View from the Bridge: 68

by John Morrison


Contents


68: High horse



We hear that Pakistan has joined India as élite members of the Nuclear Club. It's a headache for the West: what do these developing countries need nuclear weapons for ? They're just not accustomed to handling deadly warheads. They might start pointing them at each other, just for a laugh, and set one off accidentally. Nuclear weapons? Best leave them to the big boys, eh, lads? People who can take the prospect of global meltdown more comfortably in their stride.

Some folk can't sleep at night for worry. Green Man, for one: tireless keeper of the ecological flame here in Milltown. Having taken the troubles of the world onto his shoulders, he hasn't much time for levity. His confident assertion - "I have as good a sense of humour as the next man" - reveals either a man blessed with no sense of humour whatsoever, or a man standing uncomfortably close to Ian Paisley.

There's no doubt about it: our poor, battered, beleaguered world needs all the help it can get. If God really has given us custody of the planet, then we should be expecting a knock on the door any day now from a team of celestial social workers. Our lame and shame-faced excuses - "I don't know, maybe the earth slipped and fell, these things happen..." - will fool nobody. Look after the planet? Most of us find it hard enough to look after a goldfish ...

Those who wantonly despoil the planet deserve all our anger and disdain. So we really should be giving Green Man a fraternal pat on the back for being so concerned, so single-minded and so incontrovertibly right . There's a fine line, however, between doing the right thing and being a complete pain in the neck, and it's a line he oversteps rather too often.

He like to thinks of himself as caring and open-minded. But political allegiance is circular, and those who embrace the far left and far right occupy more common ground than they would care to admit. In the great census of life they do seem to be ticking a lot of the same boxes. Though the Grievous Bodily Arms is the sort of pub that makes him shudder with distaste, his entrenched attitudes and hectoring voice would not seem out of place in Milltown's own den of iniquity. The pub regulars, quick to acknowledge stubborn intransigence when they see it, would immediately recognise him as one of their own, and move aside, with grudging respect, to give him standing room at the bar.

You can't knock Green Man's ideals; it's just a shame he has the demeanour of a pub bore.
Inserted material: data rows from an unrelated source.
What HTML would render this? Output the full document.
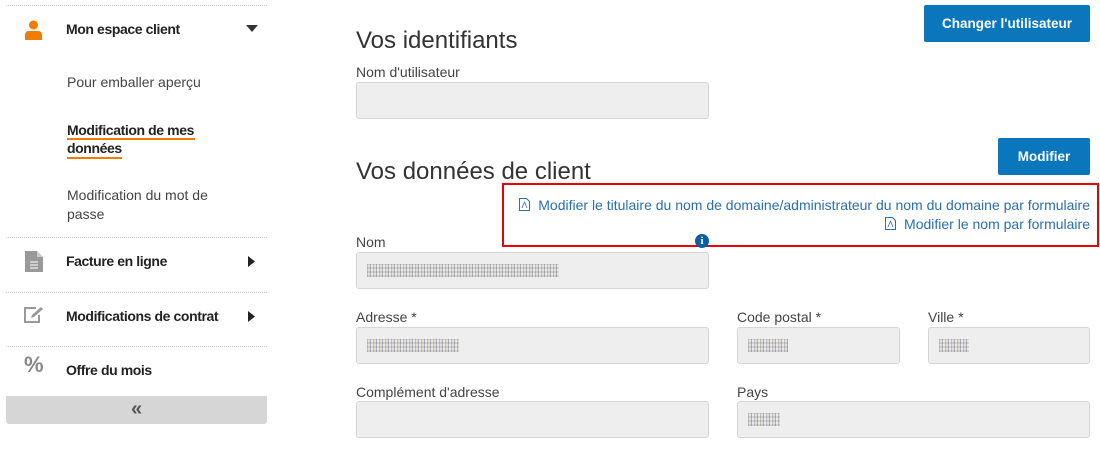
<!DOCTYPE html>
<html><head><meta charset="utf-8"><style>
*{margin:0;padding:0;box-sizing:border-box}
body{width:1100px;height:450px;background:#fff;font-family:"Liberation Sans",sans-serif;color:#333;position:relative;overflow:hidden}
.a{position:absolute;white-space:nowrap}
.sep{position:absolute;left:6px;width:261px;border-top:1px dotted #ccc;height:0}
.nav{font-size:14px;font-weight:bold;color:#222;letter-spacing:-0.4px}
.sub{font-size:14px;color:#444}
.h{font-size:24px;color:#333}
.lbl{font-size:14px;color:#444}
.in{position:absolute;background:#eee;border:1px solid #d6d6d6;border-radius:3px;height:37px}
.blur{position:absolute;top:11px;left:10px;height:13px;background:repeating-linear-gradient(90deg,#b0b0bc 0 1px,#e4ddd4 1px 3px,#9c9cab 3px 4px,#ececec 4px 6px),repeating-linear-gradient(0deg,#ddd 0 2px,transparent 2px 4px);background-blend-mode:multiply;opacity:.75}
.btn{position:absolute;background:#0a77bd;color:#fff;font-weight:bold;font-size:13.5px;border-radius:2px;display:flex;align-items:center;justify-content:center}
.lnk{font-size:14px;color:#2a6fb0;position:absolute;right:10px}
</style></head><body>
<div class="sep" style="top:5px"></div>
<svg class="a" style="left:25px;top:20px" width="17" height="20" viewBox="0 0 17 20"><circle cx="8.5" cy="5" r="4.5" fill="#f07d00"/><path d="M0 20V15Q0 11 4 11H13Q17 11 17 15V20Z" fill="#f07d00"/></svg>
<div class="a nav" style="left:66px;top:21px">Mon espace client</div>
<svg class="a" style="left:246px;top:25px" width="12" height="7"><path d="M0 0H12L6 7Z" fill="#333"/></svg>
<div class="a sub" style="left:67px;top:74px">Pour emballer aperçu</div>
<div class="a nav" style="left:67px;top:122px">Modification de mes</div>
<div class="a" style="left:67px;top:138px;width:128px;height:2px;background:#f07d00"></div>
<div class="a nav" style="left:67px;top:140px">données</div>
<div class="a" style="left:67px;top:157px;width:55px;height:2px;background:#f07d00"></div>
<div class="a sub" style="left:67px;top:187px">Modification du mot de</div>
<div class="a sub" style="left:67px;top:206px">passe</div>
<div class="sep" style="top:237px"></div>
<svg class="a" style="left:25px;top:251px" width="18" height="21" viewBox="0 0 18 21"><path d="M0 0H12L18 6V21H0Z" fill="#999"/><path d="M12 0V6H18" fill="#ccc"/><path d="M5 11H13M5 14H13M5 17H13" stroke="#eee" stroke-width="1.3"/></svg>
<div class="a nav" style="left:66px;top:253px">Facture en ligne</div>
<svg class="a" style="left:248px;top:256px" width="7" height="11"><path d="M0 0V11L7 5.5Z" fill="#222"/></svg>
<div class="sep" style="top:292px"></div>
<svg class="a" style="left:23px;top:306px" width="22" height="18" viewBox="0 0 22 18"><path d="M13 2H2V16H16V9" fill="none" stroke="#999" stroke-width="2"/><path d="M8 12L9 9L18 1L20 3L11 11Z" fill="#999"/></svg>
<div class="a nav" style="left:66px;top:308px">Modifications de contrat</div>
<svg class="a" style="left:248px;top:311px" width="7" height="11"><path d="M0 0V11L7 5.5Z" fill="#222"/></svg>
<div class="sep" style="top:346px"></div>
<div class="a" style="left:24px;top:352px;font-size:22px;font-weight:bold;color:#888">%</div>
<div class="a nav" style="left:66px;top:362px">Offre du mois</div>
<div class="a" style="left:6px;top:396px;width:261px;height:28px;background:#d6d6d6;border-radius:0 0 3px 3px;text-align:center;font-size:20px;line-height:26px;color:#555;font-weight:bold">«</div>

<div class="a h" style="left:356px;top:27px">Vos identifiants</div>
<div class="btn" style="left:924px;top:5px;width:166px;height:37px">Changer l'utilisateur</div>
<div class="a lbl" style="left:356px;top:64px">Nom d'utilisateur</div>
<div class="in" style="left:356px;top:82px;width:353px"></div>
<div class="btn" style="left:998px;top:138px;width:92px;height:37px">Modifier</div>
<div class="a h" style="left:356px;top:158px">Vos données de client</div>
<div class="a" style="left:502px;top:183px;width:597px;height:64px;border:2px solid #e8000b"></div>
<div class="lnk" style="top:197px"><svg width="11" height="13" style="vertical-align:-1px;margin-right:8px"><path d="M.5 .5H7.5L10.5 3.5V12.5H.5Z" fill="none" stroke="#2a6fb0"/><path d="M3 10L5.5 4L8 10" fill="none" stroke="#2a6fb0" stroke-width=".8"/></svg>Modifier le titulaire du nom de domaine/administrateur du nom du domaine par formulaire</div>
<div class="lnk" style="top:216px"><svg width="11" height="13" style="vertical-align:-1px;margin-right:8px"><path d="M.5 .5H7.5L10.5 3.5V12.5H.5Z" fill="none" stroke="#2a6fb0"/><path d="M3 10L5.5 4L8 10" fill="none" stroke="#2a6fb0" stroke-width=".8"/></svg>Modifier le nom par formulaire</div>
<div class="a" style="left:695px;top:234px;width:14px;height:14px;border-radius:50%;background:#0a5ea8;color:#fff;font-size:11px;font-weight:bold;text-align:center;line-height:14px;font-family:'Liberation Serif',serif">i</div>
<div class="a lbl" style="left:356px;top:234px">Nom</div>
<div class="in" style="left:356px;top:252px;width:353px"><div class="blur" style="width:192px"></div></div>
<div class="a lbl" style="left:356px;top:309px">Adresse *</div>
<div class="in" style="left:356px;top:327px;width:353px"><div class="blur" style="width:92px"></div></div>
<div class="a lbl" style="left:737px;top:309px">Code postal *</div>
<div class="in" style="left:737px;top:327px;width:163px"><div class="blur" style="width:40px"></div></div>
<div class="a lbl" style="left:928px;top:309px">Ville *</div>
<div class="in" style="left:928px;top:327px;width:162px"><div class="blur" style="width:30px"></div></div>
<div class="a lbl" style="left:356px;top:384px">Complément d'adresse</div>
<div class="in" style="left:356px;top:401px;width:353px"></div>
<div class="a lbl" style="left:737px;top:384px">Pays</div>
<div class="in" style="left:737px;top:401px;width:353px"><div class="blur" style="width:32px"></div></div>
</body></html>
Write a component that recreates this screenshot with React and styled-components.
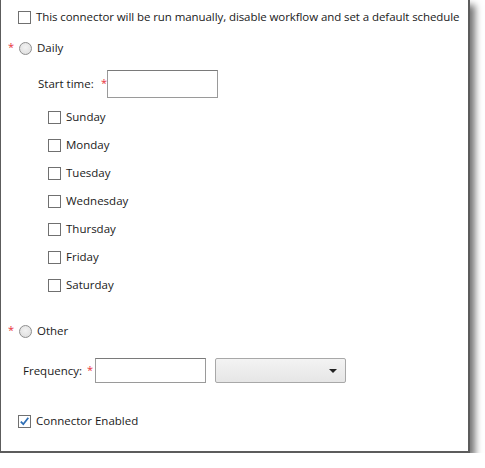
import React from "react";
import styled, { createGlobalStyle } from "styled-components";

const Global = createGlobalStyle`
  html, body { margin: 0; padding: 0; background: #ffffff; }
  body { font-family: "Open Sans", "Noto Sans", sans-serif; font-size: 11.5px; color: #1a1a1a; }
`;

const Panel = styled.div`
  box-sizing: border-box;
  width: 470px;
  height: 453px;
  background: #fff;
  border-left: 1px solid #5c5c5c;
  border-right: 2px solid #5c5c5c;
  border-bottom: 2px solid #5c5c5c;
  box-shadow: 5px 5px 7px rgba(0, 0, 0, 0.55);
  padding-top: 8px;
  display: flex;
  flex-direction: column;
`;

const Row = styled.div`
  display: flex;
  align-items: center;
  height: ${(p) => p.$h || 18}px;
  margin-top: ${(p) => p.$mt || 0}px;
  padding-left: ${(p) => p.$pl || 0}px;
`;

const Box = styled.span`
  box-sizing: border-box;
  width: 13px;
  height: 13px;
  border: 1px solid #707070;
  background: #fff;
  display: inline-flex;
  align-items: center;
  justify-content: center;
  flex: none;
`;

const Radio = styled.span`
  box-sizing: border-box;
  width: 13px;
  height: 13px;
  border-radius: 50%;
  border: 1px solid #8e8e8e;
  background: radial-gradient(circle at 50% 40%, #f2f2f2 0%, #e2e2e2 70%, #d8d8d8 100%);
  flex: none;
`;

const Label = styled.span`
  margin-left: ${(p) => p.$ml ?? 5}px;
  white-space: nowrap;
  line-height: 16px;
  letter-spacing: ${(p) => p.$ls || 0}px;
`;

const Req = styled.span`
  color: #e8303a;
  font-size: 11px;
  width: ${(p) => p.$w || 10}px;
  line-height: 12px;
  position: relative;
  top: -1px;
  flex: none;
`;

const FieldLabel = styled.span`
  width: ${(p) => p.$w}px;
  white-space: nowrap;
  flex: none;
`;

const Input = styled.div`
  box-sizing: border-box;
  width: ${(p) => p.$w}px;
  height: ${(p) => p.$h}px;
  border: 1px solid #9a9a9a;
  border-top-color: #7a7a7a;
  background: #fff;
  flex: none;
`;

const Select = styled.div`
  box-sizing: border-box;
  width: 131px;
  height: 25px;
  margin-left: 9px;
  border: 1px solid #a8a8a8;
  border-radius: 2px;
  background: linear-gradient(#f3f3f3, #e6e6e6);
  display: flex;
  align-items: center;
  justify-content: flex-end;
  padding-right: 8px;
  flex: none;
`;

const Arrow = styled.span`
  width: 0;
  height: 0;
  border-left: 4px solid transparent;
  border-right: 4px solid transparent;
  border-top: 4px solid #222;
`;

const DayList = styled.div`
  display: flex;
  flex-direction: column;
  gap: 10px;
  margin-top: 11px;
  padding-left: 47px;
`;

const Check = () => (
  <svg width="11" height="11" viewBox="0 0 11 11">
    <path d="M1.8 5.6 L4.3 8.2 L9.3 1.8" fill="none" stroke="#2f6fb5" strokeWidth="1.8" />
  </svg>
);

const days = ["Sunday", "Monday", "Tuesday", "Wednesday", "Thursday", "Friday", "Saturday"];

export default function App() {
  return (
    <>
      <Global />
      <Panel>
        <Row $pl={17}>
          <Box />
          <Label $ls={-0.08}>This connector will be run manually, disable workflow and set a default schedule</Label>
        </Row>
        <Row $mt={13} $pl={7}>
          <Req $w={11}>*</Req>
          <Radio />
          <Label>Daily</Label>
        </Row>
        <Row $mt={13} $h={27} $pl={37}>
          <FieldLabel $w={63}>Start time:</FieldLabel>
          <Req $w={6}>*</Req>
          <Input $w={111} $h={28} />
        </Row>
        <DayList>
          {days.map((d) => (
            <Row key={d}>
              <Box />
              <Label>{d}</Label>
            </Row>
          ))}
        </DayList>
        <Row $mt={28} $pl={7}>
          <Req $w={11}>*</Req>
          <Radio />
          <Label>Other</Label>
        </Row>
        <Row $mt={18} $h={25} $pl={22}>
          <FieldLabel $w={64}>Frequency:</FieldLabel>
          <Req $w={8}>*</Req>
          <Input $w={111} $h={25} />
          <Select>
            <Arrow />
          </Select>
        </Row>
        <Row $mt={29} $pl={17}>
          <Box>
            <Check />
          </Box>
          <Label>Connector Enabled</Label>
        </Row>
      </Panel>
    </>
  );
}
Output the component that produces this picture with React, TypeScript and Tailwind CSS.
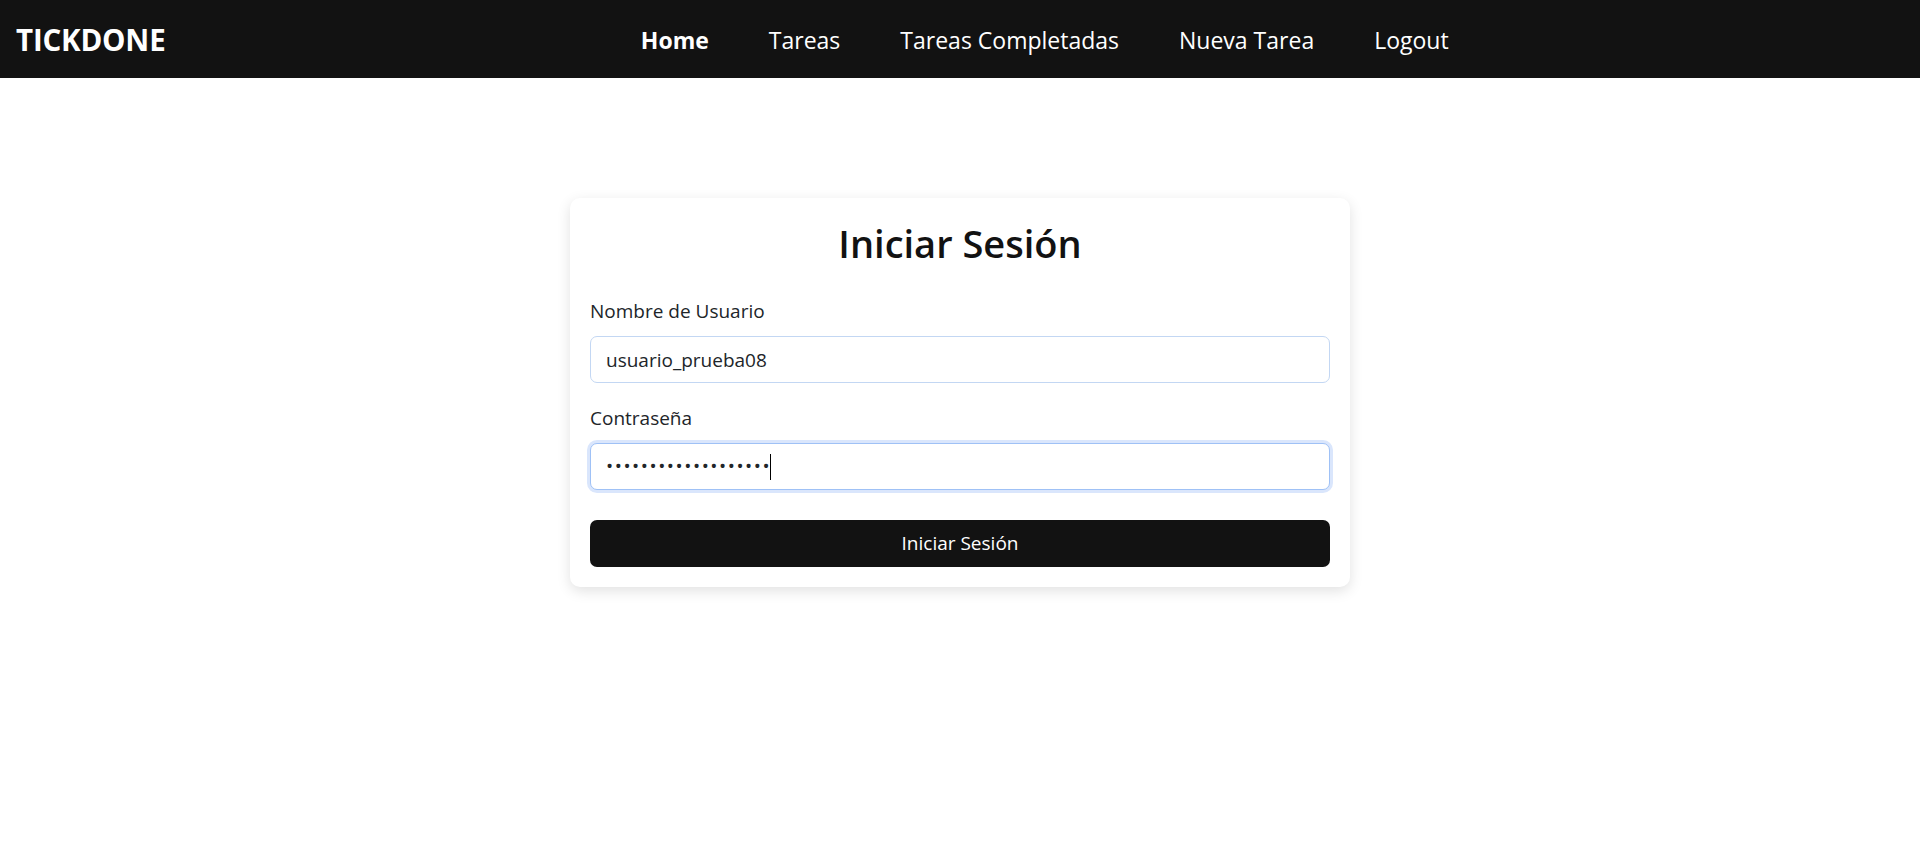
import React from "react";

const font = { fontFamily: '"Open Sans", "Noto Sans", sans-serif' };

export default function App() {
  const links = ["Home", "Tareas", "Tareas Completadas", "Nueva Tarea", "Logout"];
  return (
    <div className="min-h-[857px] bg-white text-[#212529]" style={font}>
      <nav className="h-[78px] bg-[#121212] flex items-center px-4">
        <a className="text-white font-bold text-[29.5px] mr-[20px] leading-none tracking-[-0.2px] pt-[1px]">TICKDONE</a>
        <ul className="flex-1 flex justify-center items-center pt-[2px]">
          {links.map((l, i) => (
            <li key={l}>
              <a className={"px-[30px] text-white text-[23px] " + (i === 0 ? "font-bold" : "font-normal")}>{l}</a>
            </li>
          ))}
        </ul>
      </nav>

      <main className="flex justify-center pt-[120px]">
        <div className="w-[780px] bg-white rounded-[10px] shadow-[0_4px_14px_rgba(0,0,0,0.12)] p-[20px]">
          <h2 className="text-center text-[38px] leading-[48px] font-semibold text-[#121212] mb-[29px] pt-[1px]">Iniciar Sesión</h2>
          <form>
            <div className="mb-[20px]">
              <label className="block text-[19px] leading-[30px] mb-[10px] text-[#212529]">Nombre de Usuario</label>
              <input
                readOnly
                value="usuario_prueba08"
                className="block w-full h-[47px] rounded-[7px] border border-[#c3d7f3] px-[15px] text-[19px] text-[#212529] outline-none bg-white"
                style={font}
              />
            </div>
            <div className="mb-[30px]">
              <label className="block text-[19px] leading-[30px] mb-[10px] text-[#212529]">Contraseña</label>
              <div className="flex items-center w-full h-[47px] rounded-[7px] border border-[#9fc1f6] shadow-[0_0_0_3px_#dae6fc] px-[15px] bg-white">
                <span className="text-[19px] tracking-[1.55px] text-[#212529]">•••••••••••••••••••</span>
                <span className="w-px h-[26px] bg-black -ml-[1px]"></span>
              </div>
            </div>
            <button type="button" className="w-full h-[47px] rounded-[7px] bg-[#121212] text-white text-[19px]">
              Iniciar Sesión
            </button>
          </form>
        </div>
      </main>
    </div>
  );
}
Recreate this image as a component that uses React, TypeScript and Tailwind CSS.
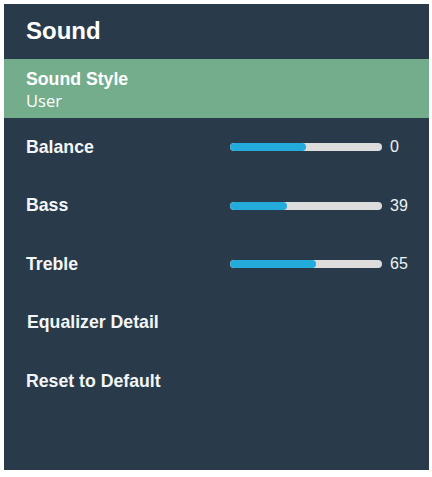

He feels obliged to bang on interminably about whatever is bothering him this week, taking as the text of his sermonising the well-know aphorism: 'Think globally, act pompously'.

Old habits die hard. Green Man steadfastly refuses to buy South African grapes, for example. It's not a hard decision to make: there's still that awful South African accent, loaded with years of unmerited privilege and, in any case, he doesn't much care for grapes. He won't buy products from countries with repressive regimes and a poor record on human rights. So it's just an unfortunate accident of birth that he lives in Britain: a country which long ago took a swarm of rampaging locusts as a convenient template when framing its foreign policy. Green Man won't buy washing-up liquids that contain detergents or, indeed, any other ingredients that actually get the pots clean. It's not a problem for him, since his punishing schedule precludes anything as mundane as washing up.

You wish he'd relax now and again, and maybe let someone else have a turn at carrying the planet. But there's no room for complacency, he insists, while we face the threat of global warming. They say that towns such as Peterborough and Grantham could be lost beneath the flood-water, and that Milltown would become a coastal resort blessed with a Meditteranean-type climate, where orange and lemon trees would add welcome splashes of colour to the gaunt gritstone landscape. Problem? What problem?

Green Man issues long-winded, ten-page press releases about the depletion of our deciduous woodlands. He's prepared to turn out, at a moment's notice, to campaign on the pressing issues of the day, but is always too busy to apply that second coat of Artex to the back bedroom. He'll offer his free-range opinions on everything from acid rain to the closing of Milltown's public toilets. His convictions, at least, seem infinitely sustainable.